1.I read the book The Kite Runner by Khaled Hosseini, the ending of the book is not exactly a happy one, and not all loose ends are tied up neatly. It is not certain that the characters we have come to know will get what they want. It is quite the opposite, in fact, and for Sohrab in particular there are fresh wounds that will leave permanent scars. The near endless abuse he has suffered is manifest in almost everything he does. Because of the physical and sexual abuse Assef and the Taliban inflicted on him, he flinches every time Amir reaches out to touch him. He also bathes for long periods because he feels he is literally dirty as a result of his rape. Because of this abuse, as well as the abandonment he experienced when Hassan and Farzana were murdered, he is so terrified of going back to an orphanage, even temporarily, that he tries to kill himself. After he recovers, he says only that he wants his old life back. He stops speaking entirely, instead withdrawing into himself as if into a protective shell, completely unable to trust or open up to another person. In the pink scars on his wrists, he is left with a permanent mark of his trauma.

2. I feel that Khaled Hosseini had a lot of detail in the ending of the book. I liked how Khaled Hosseini explained how the Taliban was abusing Sohrab. I liked how Khaled Hosseini explained why Sohrab took a bath in long period of times. I liked the rising action of the book because it explained the plot more clearly. I liked the foreshadowing in the beginning of the book that predicted what was going to happen at the end of the book. I liked how the book described what Afghanistan looked like.I didn't like that Khaled Hosseini had rape in the book. I didn't like how the main character was a coward, liar, and a thief. I didn't like how the book was too predictable.


3. One of the themes in the book The Kite Runner is LoyaltyThis is especially evident in the relationship between Amir and Hassan. Despite the fact that Hassan is actually Amir’s half-brother, he is his servant, because no one but Baba and Ali know the truth. Nonetheless, even though Hassan is the victim of discrimination and class structure, he is completely devoted and loyal to Amir, both as his servant and as his friend. It takes Amir many years to atone for how terribly he treated the loyalty and love that Hassan always offered no matter what the circumstances. 


4.My favorite character in the book is Hassan because he was Amir's best friend. Hassan proves himself a loyal friend to Amir repeatedly, defending Amir when he is attacked and always being ready to listen. His defining traits are bravery, selflessness, and intelligence, though his smarts are more instinctual than bookish, largely because he is uneducated. As a poor ethnic Hazara, he is considered an inferior in Afghan society, and he is a victim of racism throughout the novel as a result. He doesn't know that Baba is his father and Amir is his half-brother.

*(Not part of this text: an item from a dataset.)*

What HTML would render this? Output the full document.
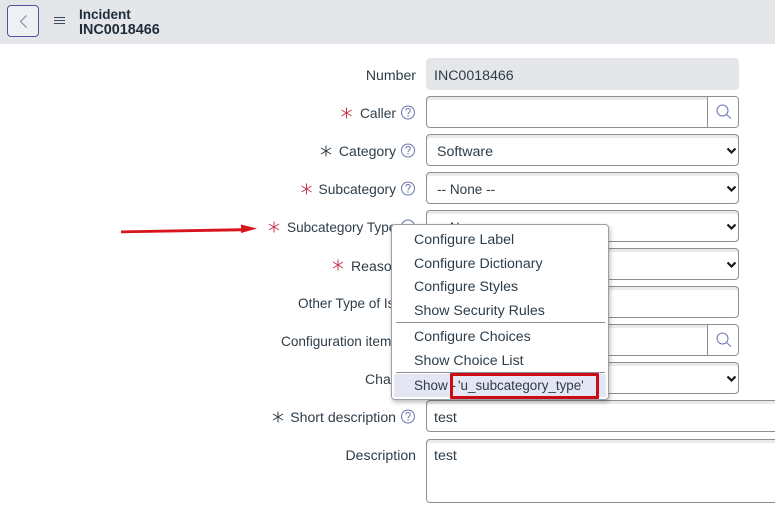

5.My least favorite character is Assef because he's the antagonist of the story. He is a neighborhood bully and is described as a "sociopath" by Amir. Many of his cruel actions as a child include raping Hassan as a means of revenge against Amir. He has a sociopathic nature even as a boy and admires Hitler for what he had done in eliminating the Jews. He wants to emulate this evil German by destroying all the Hazaras. He never forgets a slight from anyone and plots revenge.  He gave Amir a biography of Adolf Hitler as a birthday present. As an adult, he joins the Taliban and rapes and abuses Hassan's son Sohrab.

6.The didn't expect the ending of the book to be sad. I wasn't expecting Amir to find Hassan's son in the orphanage in Afghanistan. I wasn't expecting that Amir would have flashbacks of Hassan and Ali when he was flying a kite with Sohrab. I wasn't expecting Amir to ask Sohrab if he wanted to chase the kite. I thought that Amir wouldn't find a way to forgive Hassan for what he did as a little kid. In the beginning of the book Hassan ran after the kite for Amir, this foreshadowed that Amir would do this for Hassan's son for forgiveness.